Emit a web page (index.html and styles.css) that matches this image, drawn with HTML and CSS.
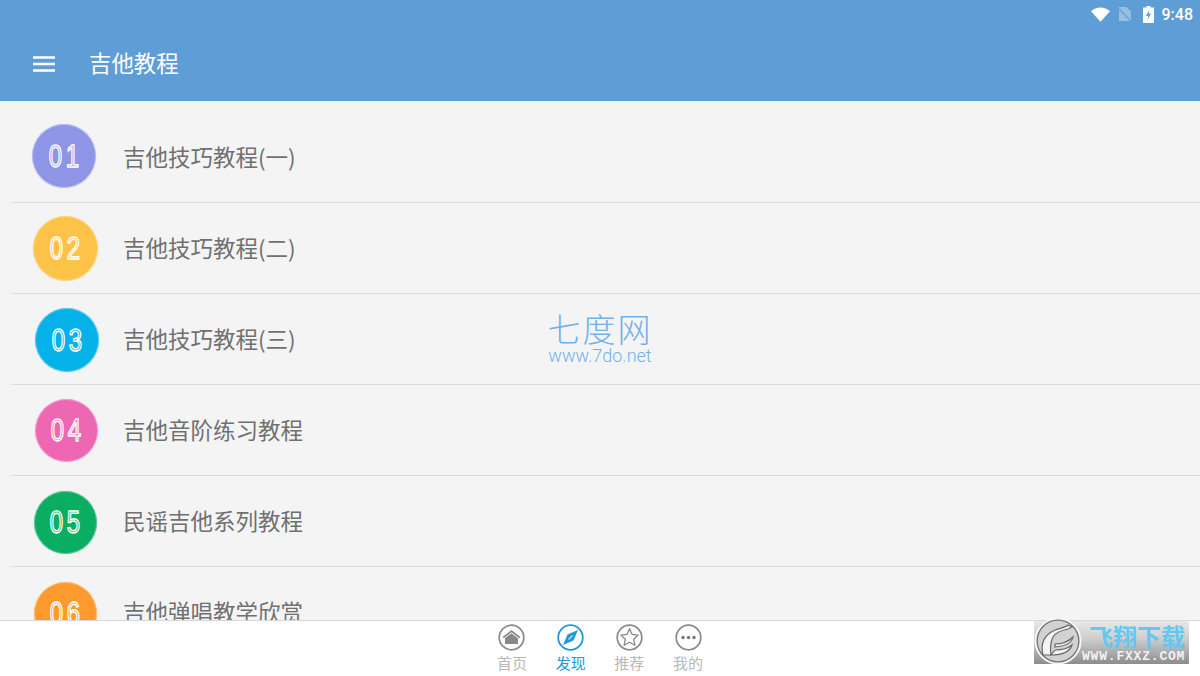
FILE: index.html
```html
<!DOCTYPE html>
<html lang="zh-CN">
<head>
    <meta charset="UTF-8">
    <meta name="viewport" content="width=device-width, initial-scale=1.0">
    <title>吉他教程</title>
    <link rel="stylesheet" href="styles.css">
</head>
<body>
    <div class="app">
        <header class="app-header">
            <div class="status-bar">
                <svg class="status-wifi" width="19" height="15" viewBox="0 0 19 15"><path d="M0 4.200C2.600 1.700 5.900.4 9.500.4s6.900 1.300 9.500 3.800L9.500 14.800z" fill="#fff"/></svg>
                <svg class="status-sim" width="12" height="16" viewBox="0 0 12 16"><path d="M0 1h7.500L12 5.500V15H0z" fill="#fff" opacity=".35"/><path d="M0 3l12 12" stroke="#5f9dd6" stroke-width="1.200"/></svg>
                <svg class="status-battery" width="11" height="17" viewBox="0 0 11 17"><path d="M3.500 0h4v1.500H11V17H0V1.500h3.500z" fill="#fff"/><path d="M6.500 3.500L3 10h2.200l-.7 4L8 7.500H5.700z" fill="#5f9dd6"/></svg>
                <span class="status-time">9:48</span>
            </div>
            <div class="toolbar">
                <svg class="menu-icon" width="22" height="16" viewBox="0 0 22 16"><path d="M0 1.500h22M0 8h22M0 14.500h22" stroke="#fff" stroke-width="2.400"/></svg>
                <h1 class="toolbar-title">吉他教程</h1>
            </div>
        </header>

        <main class="course-list">
            <div class="course-row">
                <span class="course-badge badge-purple"><span class="badge-num">01</span></span>
                <span class="course-name">吉他技巧教程(一)</span>
            </div>
            <div class="course-row">
                <span class="course-badge badge-yellow"><span class="badge-num">02</span></span>
                <span class="course-name">吉他技巧教程(二)</span>
            </div>
            <div class="course-row">
                <span class="course-badge badge-blue"><span class="badge-num">03</span></span>
                <span class="course-name">吉他技巧教程(三)</span>
            </div>
            <div class="course-row">
                <span class="course-badge badge-pink"><span class="badge-num">04</span></span>
                <span class="course-name">吉他音阶练习教程</span>
            </div>
            <div class="course-row">
                <span class="course-badge badge-green"><span class="badge-num">05</span></span>
                <span class="course-name">民谣吉他系列教程</span>
            </div>
            <div class="course-row">
                <span class="course-badge badge-orange"><span class="badge-num">06</span></span>
                <span class="course-name">吉他弹唱教学欣赏</span>
            </div>
        </main>

        <nav class="tab-bar">
            <div class="tab">
                <svg class="tab-icon" viewBox="0 0 27 27"><circle cx="13.500" cy="13.500" r="12.300" fill="none" stroke="#8a8a8a" stroke-width="1.700"/><path d="M13.500 6L22.500 13l-1.200 1.300-7.800-6-7.800 6L4.500 13z" fill="#888"/><path d="M7 14.200l6.500-5 6.500 5V20H7z" fill="#888"/></svg>
                <span class="tab-label">首页</span>
            </div>
            <div class="tab tab-active">
                <svg class="tab-icon" viewBox="0 0 27 27"><circle cx="13.500" cy="13.500" r="12.300" fill="none" stroke="#1c9ad6" stroke-width="1.800"/><path d="M21 6L16.500 16.500 6 21l4.500-10.500z" fill="#1c9ad6"/><path d="M15.500 11.500l-4 4" stroke="#bfe3f5" stroke-width="1.200"/></svg>
                <span class="tab-label">发现</span>
            </div>
            <div class="tab">
                <svg class="tab-icon" viewBox="0 0 27 27"><circle cx="13.500" cy="13.500" r="12.300" fill="none" stroke="#8a8a8a" stroke-width="1.700"/><path d="M13.500 4.800l2.600 5.600 6 .7-4.400 4.100 1.200 6-5.400-3-5.400 3 1.200-6-4.400-4.100 6-.7z" fill="none" stroke="#888" stroke-width="1.300" stroke-linejoin="round"/></svg>
                <span class="tab-label">推荐</span>
            </div>
            <div class="tab">
                <svg class="tab-icon" viewBox="0 0 27 27"><circle cx="13.500" cy="13.500" r="12.300" fill="none" stroke="#8a8a8a" stroke-width="1.700"/><circle cx="8" cy="13.500" r="1.700" fill="#777"/><circle cx="13.500" cy="13.500" r="1.700" fill="#777"/><circle cx="19" cy="13.500" r="1.700" fill="#777"/></svg>
                <span class="tab-label">我的</span>
            </div>
        </nav>

        <div class="mark-7do">
            <div class="mark-7do-name">七度网</div>
            <div class="mark-7do-url">www.7do.net</div>
        </div>

        <div class="mark-fxxz">
            <svg class="mark-fxxz-logo" width="48" height="48" viewBox="0 0 48 48">
                <circle cx="24" cy="24" r="22.500" fill="#d2d2d2" stroke="#f6f6f6" stroke-width="2"/>
                <circle cx="24" cy="24" r="20.800" fill="none" stroke="#767676" stroke-width="1.300"/>
                <path d="M9 38C6 26 10 18 21 13c6-2 11-3 13-5l4 2-4 2c-5 1-12 3-15 8-2 4-3 11-2 18z" fill="#f4f4f4" stroke="#666" stroke-width="1.200"/>
                <path d="M21 27c6 0 13-2 18-7-1 5-6 9-18 10zM17 38c2-3 4-5 5-5 6 0 11-1 16-5-2 6-8 10-21 10z" fill="#f4f4f4" stroke="#666" stroke-width="1.200"/>
            </svg>
            <div class="mark-fxxz-text">
                <div class="mark-fxxz-name">飞翔下载</div>
                <div class="mark-fxxz-url">WWW.FXXZ.COM</div>
            </div>
        </div>
    </div>
</body>
</html>
```

FILE: styles.css
```css
* {
    box-sizing: border-box;
}

body {
    margin: 0;
    font-family: "Noto Sans CJK SC", "Noto Sans", sans-serif;
    background-color: #f4f4f4;
}

.app {
    position: relative;
    display: flex;
    flex-direction: column;
    width: 1200px;
    height: 676px;
    overflow: hidden;
}

.app-header {
    flex: none;
    height: 101px;
    background-color: #5f9dd6;
    color: #fff;
}

.status-bar {
    display: flex;
    align-items: center;
    justify-content: flex-end;
    height: 28px;
    padding-right: 7px;
}

.status-wifi {
    margin-right: 9px;
}

.status-sim {
    margin-right: 12px;
}

.status-battery {
    margin-right: 8px;
}

.status-time {
    font-family: Roboto, sans-serif;
    font-size: 16px;
    font-weight: 500;
}

.toolbar {
    display: flex;
    align-items: center;
    height: 73px;
    padding: 0 0 5px 33px;
}

.menu-icon {
    margin: 4px 34px 0 0;
}

.toolbar-title {
    margin: 0;
    font-size: 22.400px;
    font-weight: 400;
}

.course-list {
    flex: 1;
    min-height: 0;
    overflow: hidden;
    padding: 11px 0 0 11px;
}

.course-row {
    display: flex;
    align-items: center;
    height: 91px;
    border-bottom: 1px solid #dcdcdc;
}

.course-badge {
    display: flex;
    align-items: center;
    justify-content: center;
    flex: none;
    border-radius: 50%;
    border: 1px solid;
}

.badge-num {
    display: inline-block;
    font-family: "Liberation Sans", sans-serif;
    font-size: 32px;
    line-height: 36px;
    letter-spacing: 5px;
    margin-right: -5px;
    color: transparent;
    -webkit-text-stroke: 1.500px #fff;
    transform: translateX(-1px) scaleX(.75);
}

.badge-purple {
    width: 64px;
    height: 64px;
    margin: 0 27px 2px 21px;
    background-color: #8e94e6;
    border-color: #b9bcf0;
    box-shadow: 0 0 1px #b9bcf0;
}

.badge-yellow {
    width: 65px;
    height: 65px;
    margin: 0 25px 0 22px;
    background-color: #fdc348;
    border-color: #fdd584;
    box-shadow: 0 0 1px #fdd584;
}

.badge-blue {
    width: 64px;
    height: 64px;
    margin: 2px 24px 0 24px;
    background-color: #04b1e8;
    border-color: #5ccbee;
    box-shadow: 0 0 1px #5ccbee;
}

.badge-pink {
    width: 63px;
    height: 63px;
    margin: 0 25px 0 24px;
    background-color: #ee67b2;
    border-color: #f3a0d0;
    box-shadow: 0 0 1px #f3a0d0;
}

.badge-green {
    width: 63px;
    height: 63px;
    margin: 2px 26px 0 23px;
    background-color: #0aae62;
    border-color: #5cc897;
    box-shadow: 0 0 1px #5cc897;
}

.badge-orange {
    width: 63px;
    height: 63px;
    margin: 2px 26px 0 23px;
    background-color: #fd9a2e;
    border-color: #fdbb75;
    box-shadow: 0 0 1px #fdbb75;
}

.course-name {
    margin-bottom: 2px;
    font-size: 22.500px;
    color: #707070;
}

.tab-bar {
    flex: none;
    display: flex;
    justify-content: center;
    height: 56px;
    padding: 3px 0 0 0;
    background-color: #fff;
    border-top: 1px solid #d8d8d8;
}

.tab {
    display: flex;
    flex-direction: column;
    align-items: center;
    width: 58.700px;
}

.tab-icon {
    display: block;
    width: 27px;
    height: 27px;
}

.tab-label {
    margin-top: 1px;
    font-size: 15px;
    line-height: 22px;
    color: #b8b8b8;
}

.tab-active .tab-label {
    color: #1c9ad6;
}

/* watermarks that sit over the page */
.mark-7do {
    position: absolute;
    left: 547px;
    top: 310px;
    width: 106px;
    color: #74b0ea;
    text-align: center;
}

.mark-7do-name {
    font-size: 33px;
    font-weight: 300;
    line-height: 36px;
    letter-spacing: 2px;
    white-space: nowrap;
}

.mark-7do-url {
    margin-top: 2px;
    font-family: Roboto, sans-serif;
    font-size: 18px;
    font-weight: 300;
    line-height: 15px;
    white-space: nowrap;
}

.mark-fxxz {
    position: absolute;
    left: 1034px;
    top: 621px;
    display: flex;
    width: 155px;
    height: 43px;
    background: linear-gradient(#e8e8e8, #cfcfcf 40%, #8d8d8d 100%);
}

.mark-fxxz-logo {
    flex: none;
    margin-top: -4px;
}

.mark-fxxz-text {
    min-width: 0;
}

.mark-fxxz-name {
    margin-left: 7px;
    font-size: 24px;
    font-weight: 700;
    line-height: 29px;
    color: #62c8f0;
    white-space: nowrap;
}

.mark-fxxz-url {
    font-family: "Liberation Mono", monospace;
    font-size: 13px;
    font-weight: 700;
    line-height: 14px;
    letter-spacing: .8px;
    color: #f2f2f2;
    white-space: nowrap;
}
```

Task to complete>
For the data above, state how many lines contain "page"; the number is the whole answer.

Exercise output>
2